The motoring charity calculated the councils’ profits by adding income from parking charges and penalties and deducting running costs and found that only 52 of the 353 parking authorities in England reported a deficit this year.

The report found that english local authorities make almost £600 million from parking resulting in another record surplus from their parking activities.

In 2012-13 councils generated a combined ‘profit’ of £594 million from their day to day, on and off street parking operations. This is a 5% increase on the 2011-12 figure of £565 million.

Although not all councils made a large surplus, very few lose money on their parking activities. Just 52 (15%) of the 353 parking authorities in England reported negative numbers.

The figures are calculated by adding up income from parking charges and penalty notices, then deducting running costs.

Even after allowing for capital charges (interest and depreciation), the combined surplus in 2012-13 was still £460 million. This is a 12% increase on the £412 million figure for 2011-12. (The full table of all councils is here.)

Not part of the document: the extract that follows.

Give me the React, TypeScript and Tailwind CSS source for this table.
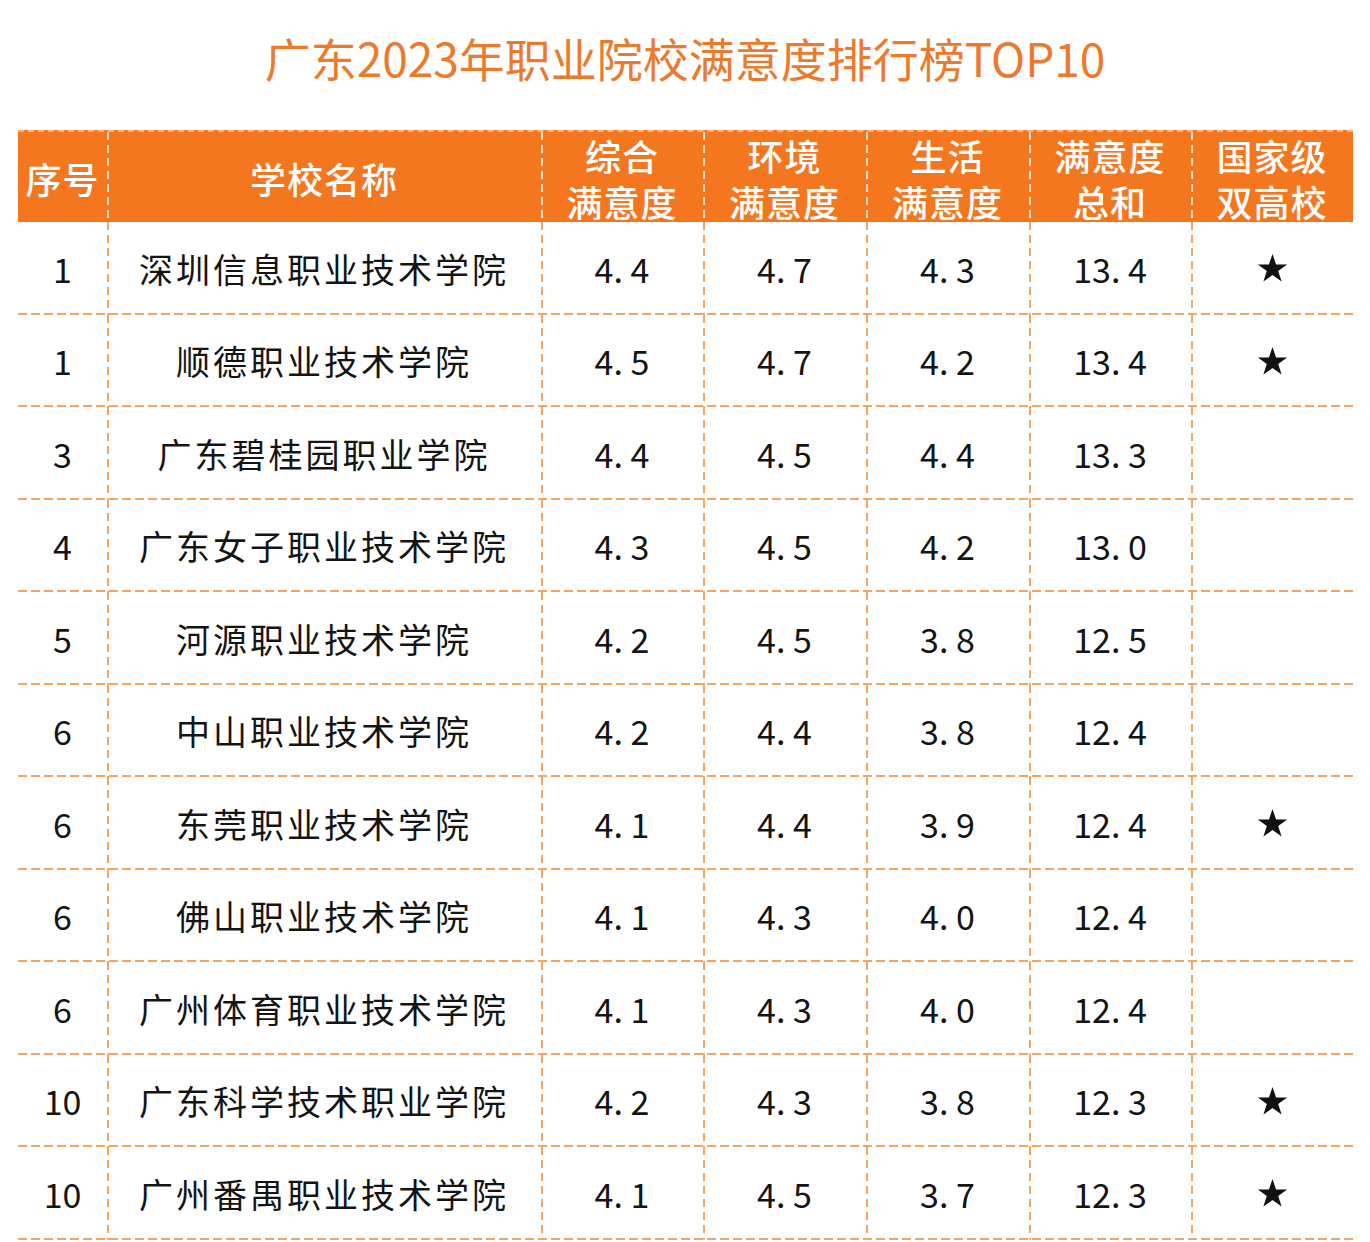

The data, studied for the RAC Foundation by David Leibling, comes from the annual returns that councils make to the Department for Communities and Local Government.

The authority with the largest surplus in 2012-13 was Westminster with £39.7 million. The four biggest earners were all London authorities with only Brighton, Nottingham and Manchester breaking into a top ten dominated by councils in the capital.

Professor Stephen Glaister, director of the RAC Foundation, said:
“It is a case of déjà vu. Once again English councils have made record amounts from parking. Yet overall spending on local roads has fallen by 9% over the past three years with road safety expenditure down by as much as 20%.

“The government’s recent decision to consult on changes to parking rules and regulations is timely and we have always argued that at the very least all councils should publish an annual parking report to explain how much money is collected from drivers and, just as importantly, where that cash is going.

“It might be that some of the extra ‘profit’ has arisen because councils’ costs for running parking services have been reduced but drivers need to know this. There’s no disputing the figures we have looked at. They are the numbers the councils themselves submit to central government. What’s more, council budgets show that the surplus for the current year is set to be higher still.”

In November Wandsworth Council reported that they had fixed over 10,000 potholes in teh borough as part of a major street repair project. A spokesman for Wandsworth Council told
" Any surplus income from parking must by law be spent on improving highways and other transport-related issues. This includes maintaining roads and pavements and also funding the Freedom Pass scheme for older residents, taxicards for disabled people and paying the travel costs of disabled children and those with special needs who need help getting to and from special schools."

A spokeswoman for the Department for Communities and Local Government said:
"Parking fines have become an unjust form of arbitrary taxation, corrupting Britain's justice system and fleecing innocent drivers. This government is taking action to rein in the town hall parking bullies."